調布の京王線多摩川駅近くで約45年営業を続けるたい焼き店「喫茶みよし」(調布市多摩川5、TE L042-482-3448)が現在、夏季メニューのかき氷やところてんなどを販売している。
1人で店を切り盛りするのは84歳になる店主の内田不二子さん。近所にあった「今川焼」店が閉店したのをきっかけに、繁盛するだろうと考え「たい焼き」店を始めることを決意し、1969(昭和44)年に同店を開店した。12席ある店内には、近隣住民がおしゃべりのために集い、遠方から来店する元常連客もいて、いつもにぎやかで長年地域に親しまれている。近年は、京王閣での「東京蚤(のみ)の市」などイベント開催時や京王フローラルガーデン「アンジェ」帰りの客など新しい層も訪れ、同駅周辺の人気スポットにもなっている。

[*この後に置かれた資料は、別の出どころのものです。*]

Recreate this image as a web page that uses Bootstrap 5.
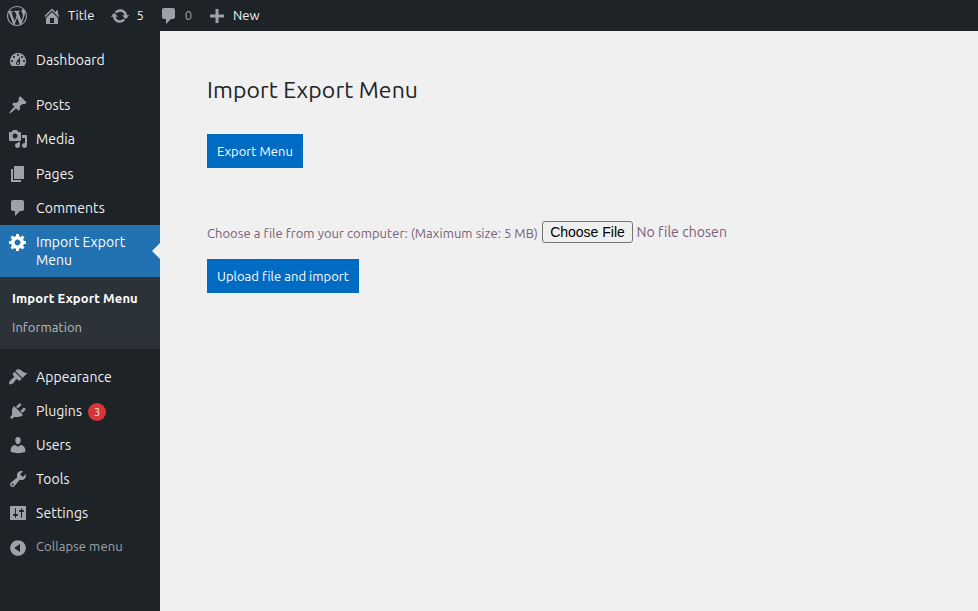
<!DOCTYPE html>
<html lang="en">
<head>
<meta charset="utf-8">
<meta name="viewport" content="width=device-width, initial-scale=1">
<title>Import Export Menu</title>
<link href="https://cdn.jsdelivr.net/npm/bootstrap@5.3.0/dist/css/bootstrap.min.css" rel="stylesheet">
<style>
body{font-family:Ubuntu,"Noto Sans",sans-serif;font-size:13px;background:#f0f0f0;color:#795f76;height:611px;overflow:hidden}
svg{fill:#9ca2a7;width:20px;height:20px;flex:none;display:block}
a{color:inherit;text-decoration:none}
.adminbar{height:31px;background:#1d2327;color:#f0f0f1;line-height:31px;padding-left:7px}
.adminbar a{gap:6px}
.bar-home{margin-left:15px}
.bar-item{margin-left:15px}
.bar-home + .bar-item{margin-left:16px}
.adminbar .zero{color:#9ca2a7}
.sidebar{width:160px;height:580px;background:#1d2327;color:#f0f0f1;padding-top:12px;flex:none}
.side-link{height:34.2px;padding-left:8px;gap:8px;font-size:14px;line-height:18px;letter-spacing:.07px}
.submenu ~ .side-link{height:34px}
.side-link.current{height:52px;background:#2271b1;color:#fff;padding-top:8px}
.side-link.current svg{fill:#fff;margin-top:-1px}
.side-link.current::after{content:"";position:absolute;right:0;top:18px;border:8px solid transparent;border-right-color:#f0f0f0;border-left:0}
.side-gap{margin-top:11px}
.submenu{height:72px;background:#2c3338;padding:12px 0 0 12px;line-height:19px;letter-spacing:.06px}
.submenu a{display:block;margin-bottom:10px;color:#b5bbc0}
.submenu a.here{color:#fff;font-weight:700;letter-spacing:.12px}
.count{width:18px;height:18px;background:#d63638;font-size:11px;margin-left:-2px;margin-top:2px;letter-spacing:0}
.sidebar .side-link.collapse-link{color:#a0a5aa;font-size:13px}
.collapse-link span{margin-top:-1px}
.collapse-link svg{margin-top:2px}
.content{padding:44px 0 0 47px}
.content h1{font-size:23px;line-height:30px;font-weight:400;color:#1d2327;margin:0 0 29px;letter-spacing:.1px}
.act{height:34px;padding:0 10px;border:0;border-radius:0;background:#006bc2;color:#fff;font-size:13px;line-height:34px;letter-spacing:.03px}
.file-row{margin-top:53px;height:22px;margin-bottom:16px}
.file-row label{letter-spacing:.04px;padding-top:3px;width:331px;white-space:nowrap}
.file-btn{font:14px/20px "Liberation Sans",Arial,sans-serif;border:1px solid #767676;border-radius:3px;background:#efefef;color:#000;padding:0;width:91px;height:22px;margin-left:4px}
.none{font-size:14px;margin-left:3.5px;letter-spacing:.05px}
</style>
<script src="https://cdn.jsdelivr.net/npm/bootstrap@5.3.0/dist/js/bootstrap.bundle.min.js"></script>
</head>
<body>
<header class="adminbar d-flex align-items-center">
  <a href="#"><svg viewBox="0 0 20 20"><path d="M20 10c0-5.51-4.49-10-10-10C4.48 0 0 4.49 0 10c0 5.52 4.48 10 10 10 5.51 0 10-4.48 10-10zM7.78 15.37L4.37 6.22c.55-.02 1.17-.08 1.17-.08.5-.06.44-1.13-.06-1.11 0 0-1.45.11-2.37.11-.18 0-.37 0-.58-.01C4.12 2.69 6.87 1.11 10 1.11c2.33 0 4.45.87 6.05 2.34-.68-.11-1.65.39-1.65 1.58 0 .74.45 1.36.9 2.1.35.61.55 1.36.55 2.46 0 1.49-1.4 5-1.4 5l-3.03-8.37c.54-.02.82-.17.82-.17.5-.05.44-1.25-.06-1.22 0 0-1.44.12-2.38.12-.87 0-2.33-.12-2.33-.12-.5-.03-.56 1.2-.06 1.22l.92.08 1.26 3.41zM17.41 10c.24-.64.74-1.87.43-4.25.7 1.29 1.05 2.71 1.05 4.25 0 3.29-1.73 6.24-4.4 7.78.97-2.59 1.94-5.2 2.92-7.78zM6.1 18.09C3.12 16.65 1.11 13.53 1.11 10c0-1.3.23-2.48.72-3.59C3.25 10.3 4.67 14.2 6.1 18.09zm4.03-6.63l2.58 6.98c-.86.29-1.76.45-2.71.45-.79 0-1.57-.11-2.29-.33.81-2.38 1.62-4.74 2.42-7.1z"/></svg></a>
  <a href="#" class="d-flex align-items-center bar-home"><svg viewBox="0 0 20 20"><path d="M16 8.5l1.53 1.53-1.06 1.06L10 4.6l-6.47 6.49-1.06-1.06L10 2.5l4 4v-2h2v4zm-6-2.46l6 5.99V18H4v-5.97zM12 17v-5H8v5h4z"/></svg><span>Title</span></a>
  <a href="#" class="d-flex align-items-center bar-item"><svg viewBox="0 0 20 20"><path d="M10.2 3.28c3.53 0 6.43 2.61 6.92 6h2.08l-3.5 4-3.5-4h2.32c-.45-1.97-2.21-3.45-4.32-3.45-1.45 0-2.73.71-3.54 1.78L4.95 5.66C6.23 4.2 8.11 3.28 10.2 3.28zm-.4 13.44c-3.52 0-6.43-2.61-6.92-6H.8l3.5-4c1.17 1.33 2.33 2.67 3.5 4H5.48c.45 1.97 2.21 3.45 4.32 3.45 1.45 0 2.73-.71 3.54-1.78l1.71 1.95c-1.28 1.46-3.15 2.38-5.25 2.38z"/></svg><span>5</span></a>
  <a href="#" class="d-flex align-items-center bar-item zero"><svg viewBox="0 0 20 20"><path d="M5 2h9c1.1 0 2 .9 2 2v7c0 1.1-.9 2-2 2h-2l-5 5v-5H5c-1.1 0-2-.9-2-2V4c0-1.1.9-2 2-2z"/></svg><span>0</span></a>
  <a href="#" class="d-flex align-items-center bar-item"><svg viewBox="0 0 20 20"><path d="M17 8.5v3h-5.5V17h-3v-5.500H3v-3h5.500V3h3v5.500z"/></svg><span>New</span></a>
</header>
<div class="d-flex">
<nav class="sidebar">
  <a href="#" class="side-link d-flex align-items-center"><svg viewBox="0 0 20 20"><path fill-rule="evenodd" d="M3.760 16h12.480A7.998 7.998 0 0 0 10 3a7.998 7.998 0 0 0-6.240 13zM10 4c.55 0 1 .45 1 1s-.45 1-1 1-1-.45-1-1 .45-1 1-1zM6 6c.55 0 1 .45 1 1s-.45 1-1 1-1-.45-1-1 .45-1 1-1zm8 0c.55 0 1 .45 1 1s-.45 1-1 1-1-.45-1-1 .45-1 1-1zm-5.370 5.550L12 7v6c0 1.100-.9 2-2 2s-2-.9-2-2c0-.57.24-1.080.63-1.450zM4 10c.55 0 1 .45 1 1s-.45 1-1 1-1-.45-1-1 .45-1 1-1zm12 0c.55 0 1 .45 1 1s-.45 1-1 1-1-.45-1-1 .45-1 1-1zm-5 3c0-.55-.45-1-1-1s-1 .45-1 1 .45 1 1 1 1-.45 1-1z"/></svg><span>Dashboard</span></a>
  <a href="#" class="side-link side-gap d-flex align-items-center"><svg viewBox="0 0 20 20"><path d="M10.440 3.020l1.820-1.820 6.360 6.350-1.830 1.820c-1.050-.68-2.480-.57-3.410.36l-.75.75c-.92.93-1.040 2.350-.35 3.410l-1.830 1.820-2.410-2.410-2.800 2.790c-.42.42-3.380 2.710-3.800 2.290s1.860-3.390 2.280-3.810l2.790-2.790L4.100 9.360l1.830-1.820c1.050.69 2.480.57 3.400-.36l.75-.75c.93-.92 1.050-2.350.36-3.410z"/></svg><span>Posts</span></a>
  <a href="#" class="side-link d-flex align-items-center"><svg viewBox="0 0 20 20"><path d="M13 11V4c0-.55-.45-1-1-1h-1.670L9 1H5L3.670 3H2c-.55 0-1 .45-1 1v7c0 .55.45 1 1 1h10c.55 0 1-.45 1-1zM7 4.500c1.380 0 2.500 1.120 2.500 2.500S8.380 9.500 7 9.500 4.500 8.380 4.500 7 5.620 4.500 7 4.500zM14 6h5v10.500c0 1.380-1.120 2.500-2.500 2.500S14 17.880 14 16.500s1.120-2.500 2.500-2.500c.17 0 .34.02.5.05V9h-3V6zm-4 8.050V13h2v3.500c0 1.380-1.120 2.500-2.500 2.500S7 17.880 7 16.500 8.120 14 9.500 14c.17 0 .34.02.5.05z" fill-rule="evenodd"/></svg><span>Media</span></a>
  <a href="#" class="side-link d-flex align-items-center"><svg viewBox="0 0 20 20"><path d="M6 15V2h10v13H6zm-1 1h8v2H3V5h2v11z"/></svg><span>Pages</span></a>
  <a href="#" class="side-link d-flex align-items-center"><svg viewBox="0 0 20 20"><path d="M5 2h9c1.100 0 2 .9 2 2v7c0 1.100-.9 2-2 2h-2l-5 5v-5H5c-1.100 0-2-.9-2-2V4c0-1.100.9-2 2-2z"/></svg><span>Comments</span></a>
  <a href="#" class="side-link current d-flex align-items-start position-relative"><svg viewBox="0 0 20 20"><path fill-rule="evenodd" d="M18 12h-2.180c-.17.7-.44 1.350-.81 1.930l1.540 1.540-2.100 2.100-1.540-1.540c-.58.36-1.230.63-1.910.79V19H8v-2.180c-.68-.16-1.330-.43-1.910-.79l-1.540 1.540-2.120-2.120 1.540-1.540c-.36-.58-.63-1.230-.79-1.910H1V9.030h2.170c.16-.7.44-1.350.8-1.940L2.430 5.550l2.100-2.100 1.540 1.540c.58-.37 1.240-.64 1.930-.81V2h3v2.180c.68.16 1.330.43 1.910.79l1.540-1.540 2.120 2.120-1.540 1.540c.36.59.64 1.240.8 1.940H18V12zm-8.500 1.500c1.660 0 3-1.340 3-3s-1.340-3-3-3-3 1.340-3 3 1.340 3 3 3z"/></svg><span>Import Export<br>Menu</span></a>
  <div class="submenu"><a href="#" class="here">Import Export Menu</a><a href="#">Information</a></div>
  <a href="#" class="side-link side-gap d-flex align-items-center"><svg viewBox="0 0 20 20"><path d="M14.480 11.060L7.410 3.990l1.500-1.500c.5-.56 2.300-.47 3.510.32 1.210.8 1.430 1.280 2.910 2.100 1.180.64 2.450 1.260 4.450.85zm-.71.71L6.700 4.700 4.930 6.470c-.39.39-.39 1.020 0 1.410l1.060 1.060c.39.39.39 1.030 0 1.420-.6.6-1.430 1.110-2.210 1.690-.35.26-.7.53-1.010.84C1.430 14.230.4 16.080 1.400 17.070c.99 1 2.840-.03 4.180-1.360.31-.31.58-.66.85-1.020.57-.78 1.080-1.610 1.690-2.210.39-.39 1.020-.39 1.410 0l1.060 1.060c.39.39 1.020.39 1.410 0z"/></svg><span>Appearance</span></a>
  <a href="#" class="side-link d-flex align-items-center"><svg viewBox="0 0 20 20"><path d="M13.110 4.360L9.870 7.600 8 5.730l3.240-3.240c.35-.34 1.050-.2 1.560.32.52.51.66 1.210.31 1.550zm-8 1.770l.91-1.120 9.010 9.010-1.190.84c-.71.71-2.630 1.160-3.820 1.160H6.140L4.900 17.260c-.59.59-1.540.59-2.120 0-.59-.58-.59-1.530 0-2.120l1.240-1.240v-3.880c0-1.130.4-3.190 1.090-3.890zm7.260 3.970l3.240-3.240c.34-.35 1.040-.21 1.550.31.52.51.66 1.210.31 1.550l-3.240 3.250z"/></svg><span>Plugins</span><span class="count rounded-circle d-flex align-items-center justify-content-center">3</span></a>
  <a href="#" class="side-link d-flex align-items-center"><svg viewBox="0 0 20 20"><path d="M10 9.250c-2.270 0-2.730-3.440-2.730-3.440C7 4.020 7.820 2 9.970 2c2.160 0 2.980 2.020 2.710 3.810 0 0-.41 3.440-2.680 3.440zm0 2.570L12.720 10c2.390 0 4.520 2.330 4.520 4.530v2.490s-3.650 1.130-7.240 1.130c-3.650 0-7.240-1.130-7.240-1.130v-2.490c0-2.250 1.940-4.480 4.470-4.480z"/></svg><span>Users</span></a>
  <a href="#" class="side-link d-flex align-items-center"><svg viewBox="0 0 20 20"><path fill-rule="evenodd" d="M16.680 9.770c-1.340 1.340-3.300 1.670-4.950.99l-5.410 6.520c-.99.99-2.590.99-3.580 0s-.99-2.590 0-3.570l6.520-5.420c-.68-1.650-.35-3.610.99-4.950 1.280-1.280 3.120-1.620 4.720-1.060l-2.890 2.890 2.820 2.820 2.860-2.870c.53 1.580.18 3.390-1.080 4.650zM3.810 16.210c.4.39 1.040.39 1.430 0 .4-.4.4-1.040 0-1.430-.39-.4-1.030-.4-1.430 0-.39.39-.39 1.030 0 1.430z"/></svg><span>Tools</span></a>
  <a href="#" class="side-link d-flex align-items-center"><svg viewBox="0 0 20 20"><path fill-rule="evenodd" d="M18 16V4c0-.55-.45-1-1-1H3c-.55 0-1 .45-1 1v12c0 .55.45 1 1 1h14c.55 0 1-.45 1-1zM8 11h1c.55 0 1 .45 1 1s-.45 1-1 1H8v1.500c0 .28-.22.5-.5.5s-.5-.22-.5-.5V13H6c-.55 0-1-.45-1-1s.45-1 1-1h1V5.500c0-.28.22-.5.5-.5s.5.22.5.5V11zm5-2h-1c-.55 0-1-.45-1-1s.45-1 1-1h1V5.500c0-.28.22-.5.5-.5s.5.22.5.5V7h1c.55 0 1 .45 1 1s-.45 1-1 1h-1v5.500c0 .28-.22.5-.5.5s-.5-.22-.5-.5V9z"/></svg><span>Settings</span></a>
  <a href="#" class="side-link collapse-link d-flex align-items-center"><svg viewBox="0 0 20 20"><path fill-rule="evenodd" d="M10 2.160c4.330 0 7.840 3.510 7.840 7.840s-3.510 7.840-7.840 7.840S2.160 14.330 2.160 10 5.710 2.160 10 2.160zm2 11.720V6.120L6.180 9.970z"/></svg><span>Collapse menu</span></a>
</nav>
<main class="content flex-grow-1">
  <h1>Import Export Menu</h1>
  <button type="button" class="btn act d-block">Export Menu</button>
  <div class="file-row d-flex align-items-center"><label>Choose a file from your computer: (Maximum size: 5 MB)</label><button type="button" class="file-btn">Choose File</button><span class="none">No file chosen</span></div>
  <button type="button" class="btn act d-block">Upload file and import</button>
</main>
</div>
</body>
</html>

開店当初、内田さんは購入した缶詰の餡(あん)の味が気に入らなかったため、北海道産の小豆を自分で煮るようになった。味を見ながら甘みを徐々に変え、「アンコがあっさりとおいしい」「甘さがちょうど良い」など、評判の味にたどり着いたという。夏場は、「たい焼き(お茶付き)」(150円)は販売せず、かき氷など他のメニューのみで営業。内田さんは「実は甘いものはあまり好きではない。糖尿病になると大変だから」と笑って話す。
かき氷メニューは、「ブルーハワイ」「いちご」「メロン」「レモン」(以上300円)や「あずき」「宇治」「いちごミルク」(以上500円)、「ミルク金時」「宇治金時」(以上600円)など。昔ながらの懐かしいガラスの器に盛り、銀のスプーンを添えて提供する。
メニューはこのほか、「焼きそば」(550円)、「いそべ巻き」(450円)、「ところてん」(300円)、「コーヒー」(350円)、「アイスコーヒー」「コーラ」(以上300円)などを用意。
内田さんは「店を始めて40年以上、長かったとは感じていないのでまだまだ続けていきたい。閉めてしまうと人生つまらないから。夏は氷がおいしいのに、今年はお天気の悪い日も多く、いつもほどかき氷が出ていないのが寂しい。お薦めは、『宇治金時』や『ミルク金時』」と元気に話す。日課はスズメへのご飯やり。にぎやかだった商店街はシャッターが下りたままの店も増え寂しくなったが、「喫茶みよし」の一角は、時代が止まったまま、時間がゆっくりと流れている。
営業時間は11時~17時30分ごろ。不定休(悪天候は休み)。たい焼きの販売は9月に入り涼しくなってから。